--- Start of Supplied material ---

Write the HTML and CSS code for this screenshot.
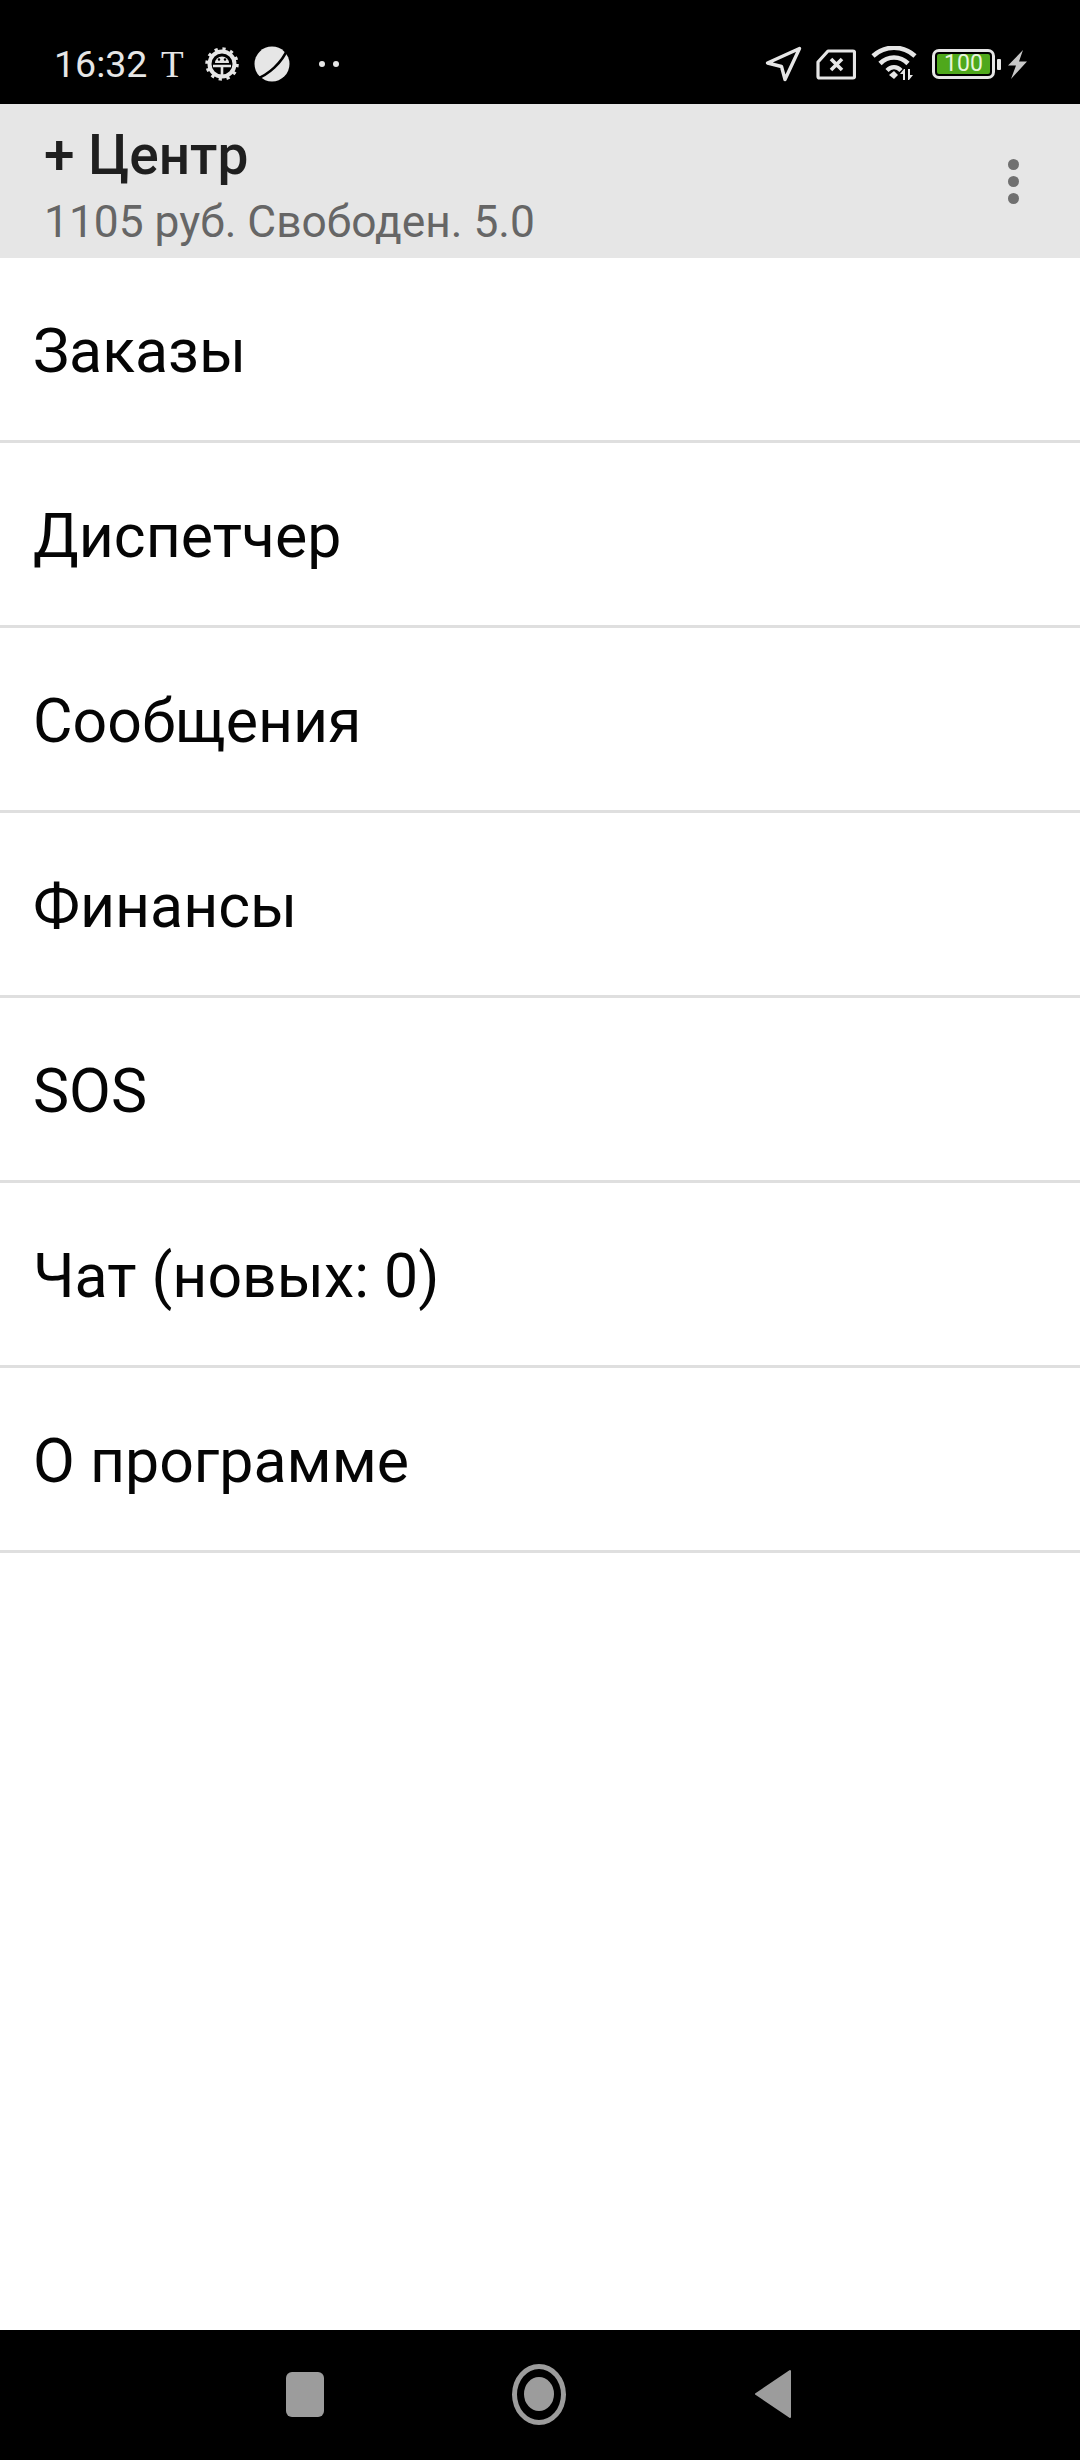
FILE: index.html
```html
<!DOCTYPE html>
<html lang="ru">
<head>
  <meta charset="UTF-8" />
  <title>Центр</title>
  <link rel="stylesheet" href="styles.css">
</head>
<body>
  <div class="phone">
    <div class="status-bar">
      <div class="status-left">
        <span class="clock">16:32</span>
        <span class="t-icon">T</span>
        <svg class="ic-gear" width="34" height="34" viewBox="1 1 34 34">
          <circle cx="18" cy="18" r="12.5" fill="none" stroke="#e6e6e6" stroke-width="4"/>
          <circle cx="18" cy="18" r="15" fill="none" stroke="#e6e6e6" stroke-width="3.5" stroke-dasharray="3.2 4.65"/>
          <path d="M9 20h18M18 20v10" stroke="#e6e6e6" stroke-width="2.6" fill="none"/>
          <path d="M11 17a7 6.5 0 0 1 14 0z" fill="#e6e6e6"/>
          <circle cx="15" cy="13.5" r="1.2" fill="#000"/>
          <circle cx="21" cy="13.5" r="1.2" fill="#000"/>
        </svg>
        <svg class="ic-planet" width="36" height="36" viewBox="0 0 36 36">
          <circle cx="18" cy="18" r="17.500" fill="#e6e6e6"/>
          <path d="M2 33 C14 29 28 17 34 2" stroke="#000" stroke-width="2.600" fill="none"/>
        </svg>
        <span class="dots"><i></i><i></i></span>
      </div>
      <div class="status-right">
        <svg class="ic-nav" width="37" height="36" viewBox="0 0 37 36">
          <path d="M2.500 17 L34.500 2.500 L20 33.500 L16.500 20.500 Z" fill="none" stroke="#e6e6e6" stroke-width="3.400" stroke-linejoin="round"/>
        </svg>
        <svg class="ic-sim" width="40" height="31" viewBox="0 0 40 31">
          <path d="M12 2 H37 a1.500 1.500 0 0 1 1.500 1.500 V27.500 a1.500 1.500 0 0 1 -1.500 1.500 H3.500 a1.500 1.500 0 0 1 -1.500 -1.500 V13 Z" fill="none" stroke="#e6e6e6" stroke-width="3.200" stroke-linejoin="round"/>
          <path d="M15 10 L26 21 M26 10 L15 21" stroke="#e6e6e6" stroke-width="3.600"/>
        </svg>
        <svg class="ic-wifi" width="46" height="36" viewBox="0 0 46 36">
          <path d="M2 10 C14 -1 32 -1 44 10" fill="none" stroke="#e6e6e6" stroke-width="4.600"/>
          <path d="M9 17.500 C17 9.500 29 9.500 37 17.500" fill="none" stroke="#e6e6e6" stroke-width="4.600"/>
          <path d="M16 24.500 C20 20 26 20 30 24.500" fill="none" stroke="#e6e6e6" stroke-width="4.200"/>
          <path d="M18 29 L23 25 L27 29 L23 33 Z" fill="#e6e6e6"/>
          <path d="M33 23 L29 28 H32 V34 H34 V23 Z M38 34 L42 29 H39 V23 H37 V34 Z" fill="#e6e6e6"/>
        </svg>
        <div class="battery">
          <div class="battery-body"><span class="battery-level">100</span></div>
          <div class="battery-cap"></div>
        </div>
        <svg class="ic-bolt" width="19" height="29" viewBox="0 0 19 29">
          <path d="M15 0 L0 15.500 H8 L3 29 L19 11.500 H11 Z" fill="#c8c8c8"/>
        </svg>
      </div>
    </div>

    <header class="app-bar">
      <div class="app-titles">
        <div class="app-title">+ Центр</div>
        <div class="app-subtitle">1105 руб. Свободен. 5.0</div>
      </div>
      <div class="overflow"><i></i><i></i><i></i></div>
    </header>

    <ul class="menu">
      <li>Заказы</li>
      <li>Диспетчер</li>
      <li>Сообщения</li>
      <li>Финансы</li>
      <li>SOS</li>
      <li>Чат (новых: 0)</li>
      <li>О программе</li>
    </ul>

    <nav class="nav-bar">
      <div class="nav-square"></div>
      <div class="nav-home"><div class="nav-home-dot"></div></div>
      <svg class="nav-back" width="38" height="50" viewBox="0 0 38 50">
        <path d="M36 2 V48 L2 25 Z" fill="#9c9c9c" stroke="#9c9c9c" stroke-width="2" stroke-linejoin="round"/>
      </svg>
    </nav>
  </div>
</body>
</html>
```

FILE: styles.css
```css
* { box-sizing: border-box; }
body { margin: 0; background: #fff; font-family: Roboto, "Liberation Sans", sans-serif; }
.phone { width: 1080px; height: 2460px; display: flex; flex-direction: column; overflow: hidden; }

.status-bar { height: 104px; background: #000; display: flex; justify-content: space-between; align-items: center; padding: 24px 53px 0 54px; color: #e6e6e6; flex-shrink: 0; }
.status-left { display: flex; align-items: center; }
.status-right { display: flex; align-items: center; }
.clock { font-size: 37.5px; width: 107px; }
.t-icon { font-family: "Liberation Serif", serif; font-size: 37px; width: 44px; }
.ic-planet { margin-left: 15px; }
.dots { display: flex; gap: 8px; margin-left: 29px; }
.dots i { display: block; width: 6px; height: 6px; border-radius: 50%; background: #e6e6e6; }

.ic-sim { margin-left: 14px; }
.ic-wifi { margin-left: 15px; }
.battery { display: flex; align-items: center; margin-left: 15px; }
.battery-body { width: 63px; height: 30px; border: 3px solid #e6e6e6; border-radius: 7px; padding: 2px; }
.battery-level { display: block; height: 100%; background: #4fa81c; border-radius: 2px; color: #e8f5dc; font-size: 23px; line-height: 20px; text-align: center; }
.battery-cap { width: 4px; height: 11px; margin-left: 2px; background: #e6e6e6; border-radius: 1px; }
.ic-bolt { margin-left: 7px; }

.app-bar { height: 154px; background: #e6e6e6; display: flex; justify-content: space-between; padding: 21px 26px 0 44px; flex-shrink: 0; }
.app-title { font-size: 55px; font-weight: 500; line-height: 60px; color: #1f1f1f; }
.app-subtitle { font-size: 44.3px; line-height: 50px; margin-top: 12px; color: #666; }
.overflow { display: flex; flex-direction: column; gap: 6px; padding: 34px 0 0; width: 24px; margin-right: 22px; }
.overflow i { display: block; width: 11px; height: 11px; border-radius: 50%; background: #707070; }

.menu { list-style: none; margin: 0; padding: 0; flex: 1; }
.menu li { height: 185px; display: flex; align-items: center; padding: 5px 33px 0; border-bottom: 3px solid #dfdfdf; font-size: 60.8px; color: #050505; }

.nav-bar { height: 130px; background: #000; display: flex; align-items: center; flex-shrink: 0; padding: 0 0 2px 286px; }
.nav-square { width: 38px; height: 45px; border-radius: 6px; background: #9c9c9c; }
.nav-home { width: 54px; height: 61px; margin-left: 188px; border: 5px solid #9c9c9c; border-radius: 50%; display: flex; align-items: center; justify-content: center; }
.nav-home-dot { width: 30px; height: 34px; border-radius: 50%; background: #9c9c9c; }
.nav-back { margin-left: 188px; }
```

--- End of Supplied material ---

• Work to do:
Send back the data above word for word, with the pictures left out.

• Solution for this exercise:
Write the HTML and CSS code for this screenshot.
FILE: index.html
```html
<!DOCTYPE html>
<html lang="ru">
<head>
  <meta charset="UTF-8" />
  <title>Центр</title>
  <link rel="stylesheet" href="styles.css">
</head>
<body>
  <div class="phone">
    <div class="status-bar">
      <div class="status-left">
        <span class="clock">16:32</span>
        <span class="t-icon">T</span>
        <svg class="ic-gear" width="34" height="34" viewBox="1 1 34 34">
          <circle cx="18" cy="18" r="12.5" fill="none" stroke="#e6e6e6" stroke-width="4"/>
          <circle cx="18" cy="18" r="15" fill="none" stroke="#e6e6e6" stroke-width="3.5" stroke-dasharray="3.2 4.65"/>
          <path d="M9 20h18M18 20v10" stroke="#e6e6e6" stroke-width="2.6" fill="none"/>
          <path d="M11 17a7 6.5 0 0 1 14 0z" fill="#e6e6e6"/>
          <circle cx="15" cy="13.5" r="1.2" fill="#000"/>
          <circle cx="21" cy="13.5" r="1.2" fill="#000"/>
        </svg>
        <svg class="ic-planet" width="36" height="36" viewBox="0 0 36 36">
          <circle cx="18" cy="18" r="17.500" fill="#e6e6e6"/>
          <path d="M2 33 C14 29 28 17 34 2" stroke="#000" stroke-width="2.600" fill="none"/>
        </svg>
        <span class="dots"><i></i><i></i></span>
      </div>
      <div class="status-right">
        <svg class="ic-nav" width="37" height="36" viewBox="0 0 37 36">
          <path d="M2.500 17 L34.500 2.500 L20 33.500 L16.500 20.500 Z" fill="none" stroke="#e6e6e6" stroke-width="3.400" stroke-linejoin="round"/>
        </svg>
        <svg class="ic-sim" width="40" height="31" viewBox="0 0 40 31">
          <path d="M12 2 H37 a1.500 1.500 0 0 1 1.500 1.500 V27.500 a1.500 1.500 0 0 1 -1.500 1.500 H3.500 a1.500 1.500 0 0 1 -1.500 -1.500 V13 Z" fill="none" stroke="#e6e6e6" stroke-width="3.200" stroke-linejoin="round"/>
          <path d="M15 10 L26 21 M26 10 L15 21" stroke="#e6e6e6" stroke-width="3.600"/>
        </svg>
        <svg class="ic-wifi" width="46" height="36" viewBox="0 0 46 36">
          <path d="M2 10 C14 -1 32 -1 44 10" fill="none" stroke="#e6e6e6" stroke-width="4.600"/>
          <path d="M9 17.500 C17 9.500 29 9.500 37 17.500" fill="none" stroke="#e6e6e6" stroke-width="4.600"/>
          <path d="M16 24.500 C20 20 26 20 30 24.500" fill="none" stroke="#e6e6e6" stroke-width="4.200"/>
          <path d="M18 29 L23 25 L27 29 L23 33 Z" fill="#e6e6e6"/>
          <path d="M33 23 L29 28 H32 V34 H34 V23 Z M38 34 L42 29 H39 V23 H37 V34 Z" fill="#e6e6e6"/>
        </svg>
        <div class="battery">
          <div class="battery-body"><span class="battery-level">100</span></div>
          <div class="battery-cap"></div>
        </div>
        <svg class="ic-bolt" width="19" height="29" viewBox="0 0 19 29">
          <path d="M15 0 L0 15.500 H8 L3 29 L19 11.500 H11 Z" fill="#c8c8c8"/>
        </svg>
      </div>
    </div>

    <header class="app-bar">
      <div class="app-titles">
        <div class="app-title">+ Центр</div>
        <div class="app-subtitle">1105 руб. Свободен. 5.0</div>
      </div>
      <div class="overflow"><i></i><i></i><i></i></div>
    </header>

    <ul class="menu">
      <li>Заказы</li>
      <li>Диспетчер</li>
      <li>Сообщения</li>
      <li>Финансы</li>
      <li>SOS</li>
      <li>Чат (новых: 0)</li>
      <li>О программе</li>
    </ul>

    <nav class="nav-bar">
      <div class="nav-square"></div>
      <div class="nav-home"><div class="nav-home-dot"></div></div>
      <svg class="nav-back" width="38" height="50" viewBox="0 0 38 50">
        <path d="M36 2 V48 L2 25 Z" fill="#9c9c9c" stroke="#9c9c9c" stroke-width="2" stroke-linejoin="round"/>
      </svg>
    </nav>
  </div>
</body>
</html>
```

FILE: styles.css
```css
* { box-sizing: border-box; }
body { margin: 0; background: #fff; font-family: Roboto, "Liberation Sans", sans-serif; }
.phone { width: 1080px; height: 2460px; display: flex; flex-direction: column; overflow: hidden; }

.status-bar { height: 104px; background: #000; display: flex; justify-content: space-between; align-items: center; padding: 24px 53px 0 54px; color: #e6e6e6; flex-shrink: 0; }
.status-left { display: flex; align-items: center; }
.status-right { display: flex; align-items: center; }
.clock { font-size: 37.5px; width: 107px; }
.t-icon { font-family: "Liberation Serif", serif; font-size: 37px; width: 44px; }
.ic-planet { margin-left: 15px; }
.dots { display: flex; gap: 8px; margin-left: 29px; }
.dots i { display: block; width: 6px; height: 6px; border-radius: 50%; background: #e6e6e6; }

.ic-sim { margin-left: 14px; }
.ic-wifi { margin-left: 15px; }
.battery { display: flex; align-items: center; margin-left: 15px; }
.battery-body { width: 63px; height: 30px; border: 3px solid #e6e6e6; border-radius: 7px; padding: 2px; }
.battery-level { display: block; height: 100%; background: #4fa81c; border-radius: 2px; color: #e8f5dc; font-size: 23px; line-height: 20px; text-align: center; }
.battery-cap { width: 4px; height: 11px; margin-left: 2px; background: #e6e6e6; border-radius: 1px; }
.ic-bolt { margin-left: 7px; }

.app-bar { height: 154px; background: #e6e6e6; display: flex; justify-content: space-between; padding: 21px 26px 0 44px; flex-shrink: 0; }
.app-title { font-size: 55px; font-weight: 500; line-height: 60px; color: #1f1f1f; }
.app-subtitle { font-size: 44.3px; line-height: 50px; margin-top: 12px; color: #666; }
.overflow { display: flex; flex-direction: column; gap: 6px; padding: 34px 0 0; width: 24px; margin-right: 22px; }
.overflow i { display: block; width: 11px; height: 11px; border-radius: 50%; background: #707070; }

.menu { list-style: none; margin: 0; padding: 0; flex: 1; }
.menu li { height: 185px; display: flex; align-items: center; padding: 5px 33px 0; border-bottom: 3px solid #dfdfdf; font-size: 60.8px; color: #050505; }

.nav-bar { height: 130px; background: #000; display: flex; align-items: center; flex-shrink: 0; padding: 0 0 2px 286px; }
.nav-square { width: 38px; height: 45px; border-radius: 6px; background: #9c9c9c; }
.nav-home { width: 54px; height: 61px; margin-left: 188px; border: 5px solid #9c9c9c; border-radius: 50%; display: flex; align-items: center; justify-content: center; }
.nav-home-dot { width: 30px; height: 34px; border-radius: 50%; background: #9c9c9c; }
.nav-back { margin-left: 188px; }
```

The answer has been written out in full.